# DATASET EXCERPT
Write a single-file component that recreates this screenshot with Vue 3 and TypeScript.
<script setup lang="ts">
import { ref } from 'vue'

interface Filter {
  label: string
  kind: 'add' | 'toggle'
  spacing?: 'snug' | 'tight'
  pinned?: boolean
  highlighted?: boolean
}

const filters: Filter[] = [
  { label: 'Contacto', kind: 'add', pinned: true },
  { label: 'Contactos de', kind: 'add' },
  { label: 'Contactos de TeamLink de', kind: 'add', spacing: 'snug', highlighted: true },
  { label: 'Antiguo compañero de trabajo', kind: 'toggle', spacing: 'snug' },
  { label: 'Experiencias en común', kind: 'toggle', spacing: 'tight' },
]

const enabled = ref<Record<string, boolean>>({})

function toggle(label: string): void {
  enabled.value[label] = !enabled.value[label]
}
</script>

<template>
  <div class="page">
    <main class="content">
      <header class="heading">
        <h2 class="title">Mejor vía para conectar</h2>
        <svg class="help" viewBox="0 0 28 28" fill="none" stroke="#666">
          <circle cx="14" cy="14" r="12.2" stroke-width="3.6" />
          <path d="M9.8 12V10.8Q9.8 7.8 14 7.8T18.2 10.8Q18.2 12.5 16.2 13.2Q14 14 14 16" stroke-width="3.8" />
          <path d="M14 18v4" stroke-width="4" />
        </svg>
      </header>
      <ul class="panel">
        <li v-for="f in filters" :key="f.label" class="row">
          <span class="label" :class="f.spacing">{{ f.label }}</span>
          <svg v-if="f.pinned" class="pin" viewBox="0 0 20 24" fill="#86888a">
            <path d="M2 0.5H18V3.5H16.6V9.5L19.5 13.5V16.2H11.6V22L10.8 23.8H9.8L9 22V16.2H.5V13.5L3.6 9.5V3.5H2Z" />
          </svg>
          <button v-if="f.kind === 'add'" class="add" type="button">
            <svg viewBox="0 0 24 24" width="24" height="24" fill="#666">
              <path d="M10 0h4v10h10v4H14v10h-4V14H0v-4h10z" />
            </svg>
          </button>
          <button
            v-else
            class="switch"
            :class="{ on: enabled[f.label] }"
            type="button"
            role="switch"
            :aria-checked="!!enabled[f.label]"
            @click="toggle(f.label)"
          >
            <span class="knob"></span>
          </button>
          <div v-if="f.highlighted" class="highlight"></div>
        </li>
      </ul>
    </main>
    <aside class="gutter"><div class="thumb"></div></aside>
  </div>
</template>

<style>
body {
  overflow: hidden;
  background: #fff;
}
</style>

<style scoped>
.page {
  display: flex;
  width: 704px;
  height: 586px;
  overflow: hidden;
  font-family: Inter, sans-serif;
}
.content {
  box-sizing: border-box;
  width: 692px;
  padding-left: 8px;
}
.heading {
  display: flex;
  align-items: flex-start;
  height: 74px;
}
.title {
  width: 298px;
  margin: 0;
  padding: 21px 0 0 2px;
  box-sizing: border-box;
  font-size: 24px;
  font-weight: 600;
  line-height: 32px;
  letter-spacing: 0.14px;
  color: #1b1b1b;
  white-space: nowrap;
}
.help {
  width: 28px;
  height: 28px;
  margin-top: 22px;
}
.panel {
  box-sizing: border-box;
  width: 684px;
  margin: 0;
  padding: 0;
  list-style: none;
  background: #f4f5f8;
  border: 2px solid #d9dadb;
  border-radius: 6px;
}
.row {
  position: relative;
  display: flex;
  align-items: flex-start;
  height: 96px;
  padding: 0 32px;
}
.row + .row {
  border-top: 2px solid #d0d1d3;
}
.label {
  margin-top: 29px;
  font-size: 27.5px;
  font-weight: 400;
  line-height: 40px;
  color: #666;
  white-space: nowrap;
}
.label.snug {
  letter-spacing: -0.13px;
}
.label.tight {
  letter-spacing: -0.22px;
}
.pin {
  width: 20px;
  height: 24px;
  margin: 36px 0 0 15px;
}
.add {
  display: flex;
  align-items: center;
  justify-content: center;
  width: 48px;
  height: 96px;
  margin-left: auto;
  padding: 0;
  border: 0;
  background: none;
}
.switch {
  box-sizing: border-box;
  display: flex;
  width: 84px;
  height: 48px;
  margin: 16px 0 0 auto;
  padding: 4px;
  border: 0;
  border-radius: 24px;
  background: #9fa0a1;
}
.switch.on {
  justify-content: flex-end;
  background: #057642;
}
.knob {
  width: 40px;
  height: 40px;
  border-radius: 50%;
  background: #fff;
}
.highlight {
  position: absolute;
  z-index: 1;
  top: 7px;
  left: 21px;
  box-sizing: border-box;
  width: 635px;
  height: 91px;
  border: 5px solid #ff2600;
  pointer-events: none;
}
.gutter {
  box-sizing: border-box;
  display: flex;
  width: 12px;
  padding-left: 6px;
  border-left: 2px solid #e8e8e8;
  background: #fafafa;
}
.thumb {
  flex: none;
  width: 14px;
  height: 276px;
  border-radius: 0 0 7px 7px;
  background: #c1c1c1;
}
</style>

# EXERCISE DETAILS
Every line above should be retyped exactly as given.

# SOLUTION FOR THIS TASK
Write a single-file component that recreates this screenshot with Vue 3 and TypeScript.
<script setup lang="ts">
import { ref } from 'vue'

interface Filter {
  label: string
  kind: 'add' | 'toggle'
  spacing?: 'snug' | 'tight'
  pinned?: boolean
  highlighted?: boolean
}

const filters: Filter[] = [
  { label: 'Contacto', kind: 'add', pinned: true },
  { label: 'Contactos de', kind: 'add' },
  { label: 'Contactos de TeamLink de', kind: 'add', spacing: 'snug', highlighted: true },
  { label: 'Antiguo compañero de trabajo', kind: 'toggle', spacing: 'snug' },
  { label: 'Experiencias en común', kind: 'toggle', spacing: 'tight' },
]

const enabled = ref<Record<string, boolean>>({})

function toggle(label: string): void {
  enabled.value[label] = !enabled.value[label]
}
</script>

<template>
  <div class="page">
    <main class="content">
      <header class="heading">
        <h2 class="title">Mejor vía para conectar</h2>
        <svg class="help" viewBox="0 0 28 28" fill="none" stroke="#666">
          <circle cx="14" cy="14" r="12.2" stroke-width="3.6" />
          <path d="M9.8 12V10.8Q9.8 7.8 14 7.8T18.2 10.8Q18.2 12.5 16.2 13.2Q14 14 14 16" stroke-width="3.8" />
          <path d="M14 18v4" stroke-width="4" />
        </svg>
      </header>
      <ul class="panel">
        <li v-for="f in filters" :key="f.label" class="row">
          <span class="label" :class="f.spacing">{{ f.label }}</span>
          <svg v-if="f.pinned" class="pin" viewBox="0 0 20 24" fill="#86888a">
            <path d="M2 0.5H18V3.5H16.6V9.5L19.5 13.5V16.2H11.6V22L10.8 23.8H9.8L9 22V16.2H.5V13.5L3.6 9.5V3.5H2Z" />
          </svg>
          <button v-if="f.kind === 'add'" class="add" type="button">
            <svg viewBox="0 0 24 24" width="24" height="24" fill="#666">
              <path d="M10 0h4v10h10v4H14v10h-4V14H0v-4h10z" />
            </svg>
          </button>
          <button
            v-else
            class="switch"
            :class="{ on: enabled[f.label] }"
            type="button"
            role="switch"
            :aria-checked="!!enabled[f.label]"
            @click="toggle(f.label)"
          >
            <span class="knob"></span>
          </button>
          <div v-if="f.highlighted" class="highlight"></div>
        </li>
      </ul>
    </main>
    <aside class="gutter"><div class="thumb"></div></aside>
  </div>
</template>

<style>
body {
  overflow: hidden;
  background: #fff;
}
</style>

<style scoped>
.page {
  display: flex;
  width: 704px;
  height: 586px;
  overflow: hidden;
  font-family: Inter, sans-serif;
}
.content {
  box-sizing: border-box;
  width: 692px;
  padding-left: 8px;
}
.heading {
  display: flex;
  align-items: flex-start;
  height: 74px;
}
.title {
  width: 298px;
  margin: 0;
  padding: 21px 0 0 2px;
  box-sizing: border-box;
  font-size: 24px;
  font-weight: 600;
  line-height: 32px;
  letter-spacing: 0.14px;
  color: #1b1b1b;
  white-space: nowrap;
}
.help {
  width: 28px;
  height: 28px;
  margin-top: 22px;
}
.panel {
  box-sizing: border-box;
  width: 684px;
  margin: 0;
  padding: 0;
  list-style: none;
  background: #f4f5f8;
  border: 2px solid #d9dadb;
  border-radius: 6px;
}
.row {
  position: relative;
  display: flex;
  align-items: flex-start;
  height: 96px;
  padding: 0 32px;
}
.row + .row {
  border-top: 2px solid #d0d1d3;
}
.label {
  margin-top: 29px;
  font-size: 27.5px;
  font-weight: 400;
  line-height: 40px;
  color: #666;
  white-space: nowrap;
}
.label.snug {
  letter-spacing: -0.13px;
}
.label.tight {
  letter-spacing: -0.22px;
}
.pin {
  width: 20px;
  height: 24px;
  margin: 36px 0 0 15px;
}
.add {
  display: flex;
  align-items: center;
  justify-content: center;
  width: 48px;
  height: 96px;
  margin-left: auto;
  padding: 0;
  border: 0;
  background: none;
}
.switch {
  box-sizing: border-box;
  display: flex;
  width: 84px;
  height: 48px;
  margin: 16px 0 0 auto;
  padding: 4px;
  border: 0;
  border-radius: 24px;
  background: #9fa0a1;
}
.switch.on {
  justify-content: flex-end;
  background: #057642;
}
.knob {
  width: 40px;
  height: 40px;
  border-radius: 50%;
  background: #fff;
}
.highlight {
  position: absolute;
  z-index: 1;
  top: 7px;
  left: 21px;
  box-sizing: border-box;
  width: 635px;
  height: 91px;
  border: 5px solid #ff2600;
  pointer-events: none;
}
.gutter {
  box-sizing: border-box;
  display: flex;
  width: 12px;
  padding-left: 6px;
  border-left: 2px solid #e8e8e8;
  background: #fafafa;
}
.thumb {
  flex: none;
  width: 14px;
  height: 276px;
  border-radius: 0 0 7px 7px;
  background: #c1c1c1;
}
</style>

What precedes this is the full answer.